Cinema com Rapadura

OPINIÃO   terça-feira, 18 de outubro de 2016

O Shaolin do Sertão (2016): um obra apaixonada, porém irregular

Após "Cine Holliúdy", Halder Gomes volta a apostar no humor típico cearense e consegue um relativo acerto, muito por conta do carisma e talento de seu ator principal.

Halder Gomes é um apaixonado pela sétima arte. Se “Cine Holliúdy” já mostrava isso, este “O Shaolin do Sertão” é a prova definitiva. Após o sucesso comercial de seu longa anterior, Halder conseguiu um orçamento mais polpudo para esta sua nova parceria com Edmilson Filho na telona, algo que se reflete na telona, sendo esta uma produção bem mais caprichada, especialmente na fotografia e na direção de arte.

[CRÍTICA] Cine Holliúdy (2012): Halder Gomes presta homenagem aos cinemas do Ceará

Também não se perdeu o carinho nostálgico do cineasta para com o interior do Ceará. Escrita por L.G. Bayão, a trama se passa em Quixadá nos anos 1980, começo do declínio dos programas de vale tudo e época em que os filmes de Kung Fu chineses realmente estavam em alta no Brasil, sobretudo pela emergência do home-video.

Neste cenário, conhecemos Aloísio (Edmilson Filho), um padeiro que sonha em ser um lutador de artes marciais e em conquistar a bela Anésia Shirley (Bruna Hamu), filha de seu patrão (Dedé Santana). O problema é que a moça está prometida para o arrogante Armandinho (Marcos Veras) e Aloísio é tido como motivo de piada na cidade por seu amor às artes marciais shaolins. Quando um conhecido lutador anuncia que desafiará alguém na cidade, Aloísio logo se prontifica para a luta, indo treinar com um estranho mestre “chinês” (Falcão).

Se em “Cine Holliúdy” a fonte mais óbvia de inspiração de Halder Gomes e sua trupe era “Cinema Paradiso”, aqui, além da homenagem clara aos filmes de kung-fu setentistas (incluindo uma fotografia que, em momentos, remete a outra obra recente que bebe desta fonte, o cultuado “Kung Fury“), aqui também temos uma bela menção a “Rocky – Um Lutador”, especialmente no arco do próprio protagonista – rapaz desacreditado se prepara com um mestre de em uma luta impossível contra um oponente quase invencível enquanto busca seu verdadeiro amor.

O grande forte do filme está realmente no carisma do seu elenco e na química de Edimilson Filho com quase todos em cena, algo que consegue superar até mesmo a falta de traquejo de alguns atores com a câmera. Não só Edimilson consegue dar graça ao texto, mas seu talento para o humor físico é fora de série, fazendo dele quase uma versão tupiniquim de Jackie Chan.

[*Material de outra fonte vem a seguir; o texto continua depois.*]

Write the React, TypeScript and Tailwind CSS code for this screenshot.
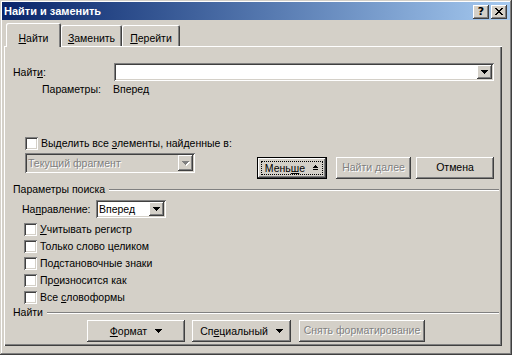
import React from "react";

const raised =
  "shadow-[inset_-1px_-1px_#404040,inset_1px_1px_#ffffff,inset_-2px_-2px_#808080,inset_2px_2px_#d4d0c8]";
const sunken =
  "shadow-[inset_1px_1px_#808080,inset_-1px_-1px_#ffffff,inset_2px_2px_#404040,inset_-2px_-2px_#d4d0c8]";

function DownArrow({ color = "#000000" }: { color?: string }) {
  return (
    <svg width="7" height="4" viewBox="0 0 7 4" shapeRendering="crispEdges" className="block">
      <rect x="0" y="0" width="7" height="1" fill={color} />
      <rect x="1" y="1" width="5" height="1" fill={color} />
      <rect x="2" y="2" width="3" height="1" fill={color} />
      <rect x="3" y="3" width="1" height="1" fill={color} />
    </svg>
  );
}

function LessIcon() {
  return (
    <svg width="7" height="6" viewBox="0 0 7 6" shapeRendering="crispEdges" className="block">
      <rect x="3" y="0" width="1" height="1" fill="#000" />
      <rect x="2" y="1" width="3" height="1" fill="#000" />
      <rect x="1" y="2" width="5" height="1" fill="#000" />
      <rect x="1" y="4" width="5" height="1" fill="#000" />
    </svg>
  );
}

function ComboButton({ disabled = false }: { disabled?: boolean }) {
  return (
    <div className={`w-[15px] h-full bg-[#d4d0c8] flex items-center justify-center ${raised}`}>
      {disabled ? (
        <div className="relative">
          <div className="absolute left-[1px] top-[1px]">
            <DownArrow color="#ffffff" />
          </div>
          <div className="relative">
            <DownArrow color="#808080" />
          </div>
        </div>
      ) : (
        <DownArrow />
      )}
    </div>
  );
}

function Checkbox({ children }: { children: React.ReactNode }) {
  return (
    <div className="flex items-center h-[17px] ml-[11px]">
      <div className={`w-[13px] h-[13px] bg-white ${sunken}`} />
      <span className="ml-[3px] leading-[13px]">{children}</span>
    </div>
  );
}

function GroupHeader({ children }: { children: React.ReactNode }) {
  return (
    <div className="flex items-center h-[13px] pr-[3px]">
      <span className="leading-[13px]">{children}</span>
      <div className="flex-1 ml-[4px] h-[2px] border-t border-t-[#808080] border-b border-b-white" />
    </div>
  );
}

function Button({
  children,
  width,
  disabled = false,
  className = "",
}: {
  children: React.ReactNode;
  width: string;
  disabled?: boolean;
  className?: string;
}) {
  return (
    <div
      className={`h-[22px] ${width} bg-[#d4d0c8] flex items-center justify-center ${raised} ${className} ${
        disabled ? "text-[#808080] [text-shadow:1px_1px_0_#ffffff]" : ""
      }`}
    >
      {children}
    </div>
  );
}

export default function App() {
  return (
    <div className="w-[512px] h-[355px] overflow-hidden bg-[#d4d0c8] font-['Liberation_Sans',Arial,sans-serif] text-[10.5px] text-black p-[2px] shadow-[inset_-1px_-1px_#404040,inset_1px_1px_#d4d0c8,inset_-2px_-2px_#808080,inset_2px_2px_#ffffff] flex flex-col select-none">
      {/* Title bar */}
      <div className="h-[18px] bg-linear-to-r from-[#0a246a] to-[#a6caf0] flex items-center pl-[2px] pr-[3px]">
        <span className="text-white font-bold text-[11px] leading-[13px]">Найти и заменить</span>
        <div className="ml-auto flex gap-[2px] mt-[1px]">
          <div className={`w-[16px] h-[14px] bg-[#d4d0c8] flex items-center justify-center ${raised}`}>
            <span className="font-bold text-[11px] leading-[11px] font-['DejaVu_Sans',sans-serif]">?</span>
          </div>
          <div className={`w-[16px] h-[14px] bg-[#d4d0c8] flex items-center justify-center ${raised}`}>
            <svg width="8" height="7" viewBox="0 0 8 7" shapeRendering="crispEdges" className="block">
              <path d="M0 0h2v1h-2zM6 0h2v1h-2zM1 1h2v1h-2zM5 1h2v1h-2zM2 2h4v1h-4zM3 3h2v1h-2zM2 4h4v1h-4zM1 5h2v1h-2zM5 5h2v1h-2zM0 6h2v1h-2zM6 6h2v1h-2z" fill="#000" />
            </svg>
          </div>
        </div>
      </div>

      {/* Tabs */}
      <div className="relative z-10 flex items-end h-[24px] mt-[3px] pl-[4px]">
        <div className="w-[55px] h-[24px] bg-[#d4d0c8] rounded-t-[2px] shadow-[inset_1px_1px_#ffffff,inset_-1px_0_#404040,inset_-2px_0_#808080] flex justify-center pt-[9px]">
          <span className="leading-[13px]">
            <u>Н</u>айти
          </span>
        </div>
        <div className="w-[61px] h-[21px] mb-[1px] bg-[#d4d0c8] rounded-t-[2px] shadow-[inset_1px_1px_#ffffff,inset_-1px_0_#404040,inset_-2px_0_#808080] flex justify-center pt-[7px]">
          <span className="leading-[13px]">
            <u>З</u>аменить
          </span>
        </div>
        <div className="w-[58px] h-[21px] mb-[1px] bg-[#d4d0c8] rounded-t-[2px] shadow-[inset_1px_1px_#ffffff,inset_-1px_0_#404040,inset_-2px_0_#808080] flex justify-center pt-[7px]">
          <span className="leading-[13px]">
            <u>П</u>ерейти
          </span>
        </div>
      </div>

      {/* Panel */}
      <div className="-mt-[1px] ml-[2px] w-[498px] h-[300px] shadow-[inset_1px_1px_#ffffff,inset_-1px_-1px_#404040,inset_-2px_-2px_#808080] pl-[9px] flex flex-col">
        {/* Find row */}
        <div className="flex items-center mt-[17px]">
          <span className="w-[101px] leading-[13px]">
            Найт<u>и</u>:
          </span>
          <div className={`w-[380px] h-[18px] bg-white ${sunken} p-[2px] flex justify-end`}>
            <ComboButton />
          </div>
        </div>

        {/* Options */}
        <div className="flex mt-[2px] ml-[29px] leading-[13px]">
          <span className="w-[71px]">Параметры:</span>
          <span>Вперед</span>
        </div>

        {/* Highlight checkbox */}
        <div className="flex items-center mt-[41px] ml-[12px]">
          <div className={`w-[13px] h-[13px] bg-white ${sunken}`} />
          <span className="ml-[3px] leading-[13px]">
            Выделить все <u>э</u>лементы, найденные в:
          </span>
        </div>

        {/* Select + buttons */}
        <div className="flex items-start mt-[3px]">
          <div className={`ml-[12px] w-[170px] h-[20px] bg-[#d4d0c8] ${sunken} p-[2px] flex items-center`}>
            <span className="flex-1 pl-[1px] text-[#808080] [text-shadow:1px_1px_0_#ffffff] leading-[13px]">
              Текущий фрагмент
            </span>
            <ComboButton disabled />
          </div>
          <div className="ml-[62px] mt-[4px] w-[70px] h-[22px] border border-black">
            <div className={`w-full h-full bg-[#d4d0c8] ${raised} p-[3px]`}>
              <div className="w-full h-full border border-dotted border-black flex items-center justify-center gap-[7px]">
                <span className="leading-[13px]">
                  Мень<u>ш</u>е
                </span>
                <LessIcon />
              </div>
            </div>
          </div>
          <Button width="w-[75px]" disabled className="ml-[9px] mt-[4px]">
            Найти далее
          </Button>
          <Button width="w-[78px]" className="ml-[5px] mt-[4px]">
            Отмена
          </Button>
        </div>

        {/* Search params */}
        <div className="mt-[4px]">
          <GroupHeader>Параметры поиска</GroupHeader>
        </div>

        <div className="flex items-center mt-[4px] ml-[9px]">
          <span className="w-[74px] leading-[13px]">
            На<u>п</u>равление:
          </span>
          <div className={`w-[70px] h-[18px] bg-white ${sunken} p-[2px] flex items-center`}>
            <span className="flex-1 pl-[1px] leading-[13px]">Вперед</span>
            <ComboButton />
          </div>
        </div>

        <div className="flex flex-col mt-[3px]">
          <Checkbox>
            <u>У</u>читывать регистр
          </Checkbox>
          <Checkbox>Только слово целиком</Checkbox>
          <Checkbox>Подстановочные знаки</Checkbox>
          <Checkbox>
            Пр<u>о</u>износится как
          </Checkbox>
          <Checkbox>
            Все <u>с</u>ловоформы
          </Checkbox>
        </div>

        <GroupHeader>Найти</GroupHeader>

        <div className="flex mt-[1px]">
          <Button width="w-[98px]" className="ml-[74px] gap-[8px]">
            <span className="leading-[13px]">
              <u>Ф</u>ормат
            </span>
            <DownArrow />
          </Button>
          <Button width="w-[99px]" className="ml-[7px] gap-[8px]">
            <span className="leading-[13px]">
              Сп<u>е</u>циальный
            </span>
            <DownArrow />
          </Button>
          <Button width="w-[126px]" disabled className="ml-[8px]">
            Снять форматирование
          </Button>
        </div>
      </div>
    </div>
  );
}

Marcos Veras encarna de maneira natural não só o papel de rival romântico de Aloísio, mas de cearense. Isso porque a identidade regional do filme é deveras importante para a trama e para as gags, sendo o sotaque parte integral delas, sem contar que daria para fazer um dicionário de gírias alencarinas só com o roteiro do longa. Neste sentido, Dedé Santana, por mais experiente que seja, acaba destoando do resto do elenco justamente por não conseguir interpretar em “cearês” de maneira mais natural.

Infelizmente, por mais apaixonado que seja (ou justamente por conta disso), Halder Gomes também comete alguns erros aqui. Aparentando estar enamorado demais por cada frase filmado, o diretor e seu montador Helgi Thor acabam por não saber quando cortar. Inúmeras cenas acabam por perdurar mais do que deveriam, com as piadas perdendo o timing e se arrastando por muito além do que deveriam ou algumas cenas que passam do ponto de corte ao ponto de ficarem repetitivas. Sem contar que até mesmo as transições de cena se tornam repetitivas pela insistência no uso constante de fades.

Mesmo prejudicado pela montagem ruim, “O Shaolin do Sertão” se destaca por conta de seu elenco carismático que encarna com convicção a galeria exótica de personagens do longa, dirigido, se não com perfeição, mas certamente com paixão por Halder Gomes.